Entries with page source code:
——

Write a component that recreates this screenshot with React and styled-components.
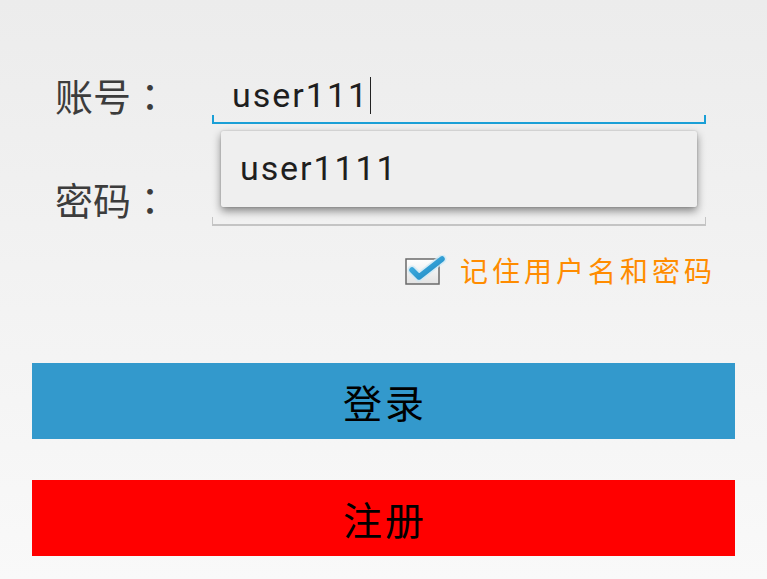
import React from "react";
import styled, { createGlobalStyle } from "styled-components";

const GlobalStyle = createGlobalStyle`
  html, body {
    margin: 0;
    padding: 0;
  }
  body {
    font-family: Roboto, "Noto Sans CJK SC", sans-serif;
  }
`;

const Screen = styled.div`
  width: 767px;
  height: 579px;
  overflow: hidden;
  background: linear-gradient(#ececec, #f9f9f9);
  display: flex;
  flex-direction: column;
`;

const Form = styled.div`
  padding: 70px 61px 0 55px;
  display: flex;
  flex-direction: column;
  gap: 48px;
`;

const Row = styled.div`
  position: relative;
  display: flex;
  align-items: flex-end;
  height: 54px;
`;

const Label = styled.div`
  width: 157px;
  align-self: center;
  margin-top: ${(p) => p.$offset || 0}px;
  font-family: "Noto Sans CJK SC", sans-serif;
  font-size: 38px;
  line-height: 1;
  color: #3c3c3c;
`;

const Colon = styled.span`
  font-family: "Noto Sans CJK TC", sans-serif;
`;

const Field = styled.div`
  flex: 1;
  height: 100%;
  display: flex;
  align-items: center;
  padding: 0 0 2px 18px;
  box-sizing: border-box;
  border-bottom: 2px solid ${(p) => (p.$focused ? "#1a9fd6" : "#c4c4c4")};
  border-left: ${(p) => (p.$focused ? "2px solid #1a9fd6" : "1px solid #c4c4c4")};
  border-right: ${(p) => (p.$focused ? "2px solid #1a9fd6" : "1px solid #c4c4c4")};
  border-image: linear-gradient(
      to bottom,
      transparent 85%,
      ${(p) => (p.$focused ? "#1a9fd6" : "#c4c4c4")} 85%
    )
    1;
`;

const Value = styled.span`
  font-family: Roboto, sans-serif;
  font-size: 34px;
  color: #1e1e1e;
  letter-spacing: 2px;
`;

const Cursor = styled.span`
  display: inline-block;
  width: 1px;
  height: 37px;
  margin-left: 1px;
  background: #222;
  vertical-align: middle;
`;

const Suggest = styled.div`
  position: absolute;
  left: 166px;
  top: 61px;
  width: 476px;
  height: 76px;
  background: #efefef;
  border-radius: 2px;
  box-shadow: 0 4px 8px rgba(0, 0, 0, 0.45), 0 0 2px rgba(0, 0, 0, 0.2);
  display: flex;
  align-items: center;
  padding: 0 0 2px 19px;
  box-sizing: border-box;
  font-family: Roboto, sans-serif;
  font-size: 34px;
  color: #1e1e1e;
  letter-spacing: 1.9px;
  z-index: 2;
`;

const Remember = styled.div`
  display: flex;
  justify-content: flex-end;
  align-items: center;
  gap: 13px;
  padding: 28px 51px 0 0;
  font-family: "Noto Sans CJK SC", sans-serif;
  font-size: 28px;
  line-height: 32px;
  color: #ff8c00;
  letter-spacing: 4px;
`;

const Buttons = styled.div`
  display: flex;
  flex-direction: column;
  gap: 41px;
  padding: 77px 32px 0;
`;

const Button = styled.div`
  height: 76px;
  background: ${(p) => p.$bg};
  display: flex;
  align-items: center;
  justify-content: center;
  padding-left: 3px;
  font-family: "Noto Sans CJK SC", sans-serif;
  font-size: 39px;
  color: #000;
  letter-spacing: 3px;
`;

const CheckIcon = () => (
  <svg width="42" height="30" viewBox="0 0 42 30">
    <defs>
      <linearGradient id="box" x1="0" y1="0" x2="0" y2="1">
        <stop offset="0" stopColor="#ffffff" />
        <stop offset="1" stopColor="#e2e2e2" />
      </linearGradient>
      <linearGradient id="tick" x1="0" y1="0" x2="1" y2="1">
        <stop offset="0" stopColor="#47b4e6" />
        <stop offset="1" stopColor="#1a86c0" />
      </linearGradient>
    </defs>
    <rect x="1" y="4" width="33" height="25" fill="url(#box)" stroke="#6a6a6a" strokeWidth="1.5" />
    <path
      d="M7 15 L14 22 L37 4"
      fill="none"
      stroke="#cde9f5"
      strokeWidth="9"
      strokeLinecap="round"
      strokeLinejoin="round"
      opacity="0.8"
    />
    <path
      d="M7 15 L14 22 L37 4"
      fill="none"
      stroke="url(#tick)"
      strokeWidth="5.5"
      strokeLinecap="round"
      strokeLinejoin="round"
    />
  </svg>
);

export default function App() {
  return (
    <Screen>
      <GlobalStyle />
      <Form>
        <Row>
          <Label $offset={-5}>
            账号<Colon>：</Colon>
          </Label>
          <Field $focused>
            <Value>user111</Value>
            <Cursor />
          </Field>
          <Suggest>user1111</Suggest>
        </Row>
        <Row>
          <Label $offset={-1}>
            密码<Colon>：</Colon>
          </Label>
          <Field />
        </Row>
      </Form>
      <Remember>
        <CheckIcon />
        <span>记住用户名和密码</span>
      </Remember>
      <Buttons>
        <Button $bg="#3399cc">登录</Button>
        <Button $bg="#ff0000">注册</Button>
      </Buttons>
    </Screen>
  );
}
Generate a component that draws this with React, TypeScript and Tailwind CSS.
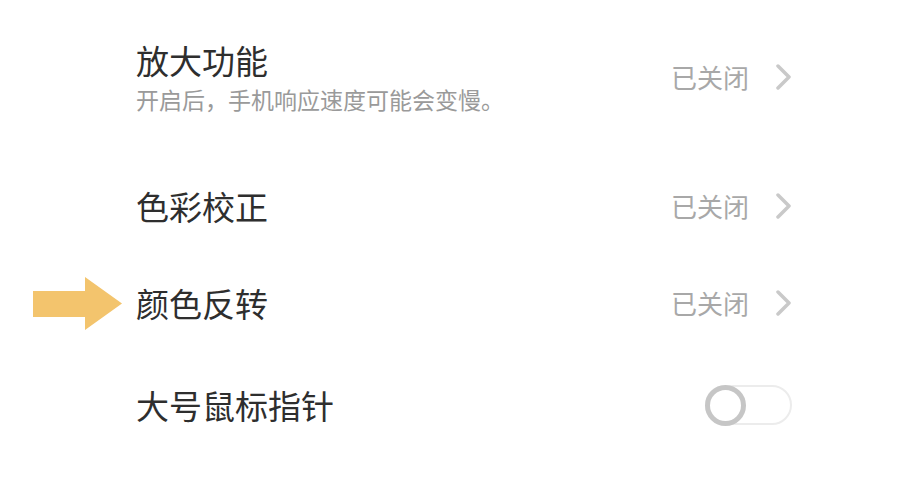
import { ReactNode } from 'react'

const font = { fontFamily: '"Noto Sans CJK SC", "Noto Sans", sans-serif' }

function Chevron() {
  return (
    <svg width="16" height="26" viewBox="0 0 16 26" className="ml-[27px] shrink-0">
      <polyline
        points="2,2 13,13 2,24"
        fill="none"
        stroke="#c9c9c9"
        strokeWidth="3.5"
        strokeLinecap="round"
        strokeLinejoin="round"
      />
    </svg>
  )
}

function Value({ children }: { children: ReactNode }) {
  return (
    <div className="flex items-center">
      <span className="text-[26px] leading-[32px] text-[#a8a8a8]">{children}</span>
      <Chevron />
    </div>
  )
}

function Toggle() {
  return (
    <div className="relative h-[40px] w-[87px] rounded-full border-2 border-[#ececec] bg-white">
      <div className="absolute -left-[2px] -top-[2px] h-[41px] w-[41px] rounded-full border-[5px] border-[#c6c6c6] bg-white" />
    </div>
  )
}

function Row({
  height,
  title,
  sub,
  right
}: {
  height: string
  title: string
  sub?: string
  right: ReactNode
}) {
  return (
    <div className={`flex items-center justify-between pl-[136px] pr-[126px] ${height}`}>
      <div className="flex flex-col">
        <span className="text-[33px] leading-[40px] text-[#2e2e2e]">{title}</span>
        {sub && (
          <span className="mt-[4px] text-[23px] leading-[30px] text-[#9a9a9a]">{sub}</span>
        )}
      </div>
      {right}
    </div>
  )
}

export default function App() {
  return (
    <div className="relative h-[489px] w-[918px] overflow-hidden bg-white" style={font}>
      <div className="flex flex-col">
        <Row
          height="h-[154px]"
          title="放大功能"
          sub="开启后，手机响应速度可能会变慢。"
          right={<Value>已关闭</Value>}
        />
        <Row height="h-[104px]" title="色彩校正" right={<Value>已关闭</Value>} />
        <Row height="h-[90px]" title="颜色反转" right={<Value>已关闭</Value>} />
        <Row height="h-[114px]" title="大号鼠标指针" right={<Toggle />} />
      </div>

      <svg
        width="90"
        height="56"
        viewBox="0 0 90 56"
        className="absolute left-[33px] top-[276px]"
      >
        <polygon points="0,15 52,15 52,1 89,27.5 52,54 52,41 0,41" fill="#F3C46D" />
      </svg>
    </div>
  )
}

——

▶ What the task asks
Leave out the pictures and output every record above precisely as given.

▶ Exercise answer
Write a component that recreates this screenshot with React and styled-components.
import React from "react";
import styled, { createGlobalStyle } from "styled-components";

const GlobalStyle = createGlobalStyle`
  html, body {
    margin: 0;
    padding: 0;
  }
  body {
    font-family: Roboto, "Noto Sans CJK SC", sans-serif;
  }
`;

const Screen = styled.div`
  width: 767px;
  height: 579px;
  overflow: hidden;
  background: linear-gradient(#ececec, #f9f9f9);
  display: flex;
  flex-direction: column;
`;

const Form = styled.div`
  padding: 70px 61px 0 55px;
  display: flex;
  flex-direction: column;
  gap: 48px;
`;

const Row = styled.div`
  position: relative;
  display: flex;
  align-items: flex-end;
  height: 54px;
`;

const Label = styled.div`
  width: 157px;
  align-self: center;
  margin-top: ${(p) => p.$offset || 0}px;
  font-family: "Noto Sans CJK SC", sans-serif;
  font-size: 38px;
  line-height: 1;
  color: #3c3c3c;
`;

const Colon = styled.span`
  font-family: "Noto Sans CJK TC", sans-serif;
`;

const Field = styled.div`
  flex: 1;
  height: 100%;
  display: flex;
  align-items: center;
  padding: 0 0 2px 18px;
  box-sizing: border-box;
  border-bottom: 2px solid ${(p) => (p.$focused ? "#1a9fd6" : "#c4c4c4")};
  border-left: ${(p) => (p.$focused ? "2px solid #1a9fd6" : "1px solid #c4c4c4")};
  border-right: ${(p) => (p.$focused ? "2px solid #1a9fd6" : "1px solid #c4c4c4")};
  border-image: linear-gradient(
      to bottom,
      transparent 85%,
      ${(p) => (p.$focused ? "#1a9fd6" : "#c4c4c4")} 85%
    )
    1;
`;

const Value = styled.span`
  font-family: Roboto, sans-serif;
  font-size: 34px;
  color: #1e1e1e;
  letter-spacing: 2px;
`;

const Cursor = styled.span`
  display: inline-block;
  width: 1px;
  height: 37px;
  margin-left: 1px;
  background: #222;
  vertical-align: middle;
`;

const Suggest = styled.div`
  position: absolute;
  left: 166px;
  top: 61px;
  width: 476px;
  height: 76px;
  background: #efefef;
  border-radius: 2px;
  box-shadow: 0 4px 8px rgba(0, 0, 0, 0.45), 0 0 2px rgba(0, 0, 0, 0.2);
  display: flex;
  align-items: center;
  padding: 0 0 2px 19px;
  box-sizing: border-box;
  font-family: Roboto, sans-serif;
  font-size: 34px;
  color: #1e1e1e;
  letter-spacing: 1.9px;
  z-index: 2;
`;

const Remember = styled.div`
  display: flex;
  justify-content: flex-end;
  align-items: center;
  gap: 13px;
  padding: 28px 51px 0 0;
  font-family: "Noto Sans CJK SC", sans-serif;
  font-size: 28px;
  line-height: 32px;
  color: #ff8c00;
  letter-spacing: 4px;
`;

const Buttons = styled.div`
  display: flex;
  flex-direction: column;
  gap: 41px;
  padding: 77px 32px 0;
`;

const Button = styled.div`
  height: 76px;
  background: ${(p) => p.$bg};
  display: flex;
  align-items: center;
  justify-content: center;
  padding-left: 3px;
  font-family: "Noto Sans CJK SC", sans-serif;
  font-size: 39px;
  color: #000;
  letter-spacing: 3px;
`;

const CheckIcon = () => (
  <svg width="42" height="30" viewBox="0 0 42 30">
    <defs>
      <linearGradient id="box" x1="0" y1="0" x2="0" y2="1">
        <stop offset="0" stopColor="#ffffff" />
        <stop offset="1" stopColor="#e2e2e2" />
      </linearGradient>
      <linearGradient id="tick" x1="0" y1="0" x2="1" y2="1">
        <stop offset="0" stopColor="#47b4e6" />
        <stop offset="1" stopColor="#1a86c0" />
      </linearGradient>
    </defs>
    <rect x="1" y="4" width="33" height="25" fill="url(#box)" stroke="#6a6a6a" strokeWidth="1.5" />
    <path
      d="M7 15 L14 22 L37 4"
      fill="none"
      stroke="#cde9f5"
      strokeWidth="9"
      strokeLinecap="round"
      strokeLinejoin="round"
      opacity="0.8"
    />
    <path
      d="M7 15 L14 22 L37 4"
      fill="none"
      stroke="url(#tick)"
      strokeWidth="5.5"
      strokeLinecap="round"
      strokeLinejoin="round"
    />
  </svg>
);

export default function App() {
  return (
    <Screen>
      <GlobalStyle />
      <Form>
        <Row>
          <Label $offset={-5}>
            账号<Colon>：</Colon>
          </Label>
          <Field $focused>
            <Value>user111</Value>
            <Cursor />
          </Field>
          <Suggest>user1111</Suggest>
        </Row>
        <Row>
          <Label $offset={-1}>
            密码<Colon>：</Colon>
          </Label>
          <Field />
        </Row>
      </Form>
      <Remember>
        <CheckIcon />
        <span>记住用户名和密码</span>
      </Remember>
      <Buttons>
        <Button $bg="#3399cc">登录</Button>
        <Button $bg="#ff0000">注册</Button>
      </Buttons>
    </Screen>
  );
}
Generate a component that draws this with React, TypeScript and Tailwind CSS.
import { ReactNode } from 'react'

const font = { fontFamily: '"Noto Sans CJK SC", "Noto Sans", sans-serif' }

function Chevron() {
  return (
    <svg width="16" height="26" viewBox="0 0 16 26" className="ml-[27px] shrink-0">
      <polyline
        points="2,2 13,13 2,24"
        fill="none"
        stroke="#c9c9c9"
        strokeWidth="3.5"
        strokeLinecap="round"
        strokeLinejoin="round"
      />
    </svg>
  )
}

function Value({ children }: { children: ReactNode }) {
  return (
    <div className="flex items-center">
      <span className="text-[26px] leading-[32px] text-[#a8a8a8]">{children}</span>
      <Chevron />
    </div>
  )
}

function Toggle() {
  return (
    <div className="relative h-[40px] w-[87px] rounded-full border-2 border-[#ececec] bg-white">
      <div className="absolute -left-[2px] -top-[2px] h-[41px] w-[41px] rounded-full border-[5px] border-[#c6c6c6] bg-white" />
    </div>
  )
}

function Row({
  height,
  title,
  sub,
  right
}: {
  height: string
  title: string
  sub?: string
  right: ReactNode
}) {
  return (
    <div className={`flex items-center justify-between pl-[136px] pr-[126px] ${height}`}>
      <div className="flex flex-col">
        <span className="text-[33px] leading-[40px] text-[#2e2e2e]">{title}</span>
        {sub && (
          <span className="mt-[4px] text-[23px] leading-[30px] text-[#9a9a9a]">{sub}</span>
        )}
      </div>
      {right}
    </div>
  )
}

export default function App() {
  return (
    <div className="relative h-[489px] w-[918px] overflow-hidden bg-white" style={font}>
      <div className="flex flex-col">
        <Row
          height="h-[154px]"
          title="放大功能"
          sub="开启后，手机响应速度可能会变慢。"
          right={<Value>已关闭</Value>}
        />
        <Row height="h-[104px]" title="色彩校正" right={<Value>已关闭</Value>} />
        <Row height="h-[90px]" title="颜色反转" right={<Value>已关闭</Value>} />
        <Row height="h-[114px]" title="大号鼠标指针" right={<Toggle />} />
      </div>

      <svg
        width="90"
        height="56"
        viewBox="0 0 90 56"
        className="absolute left-[33px] top-[276px]"
      >
        <polygon points="0,15 52,15 52,1 89,27.5 52,54 52,41 0,41" fill="#F3C46D" />
      </svg>
    </div>
  )
}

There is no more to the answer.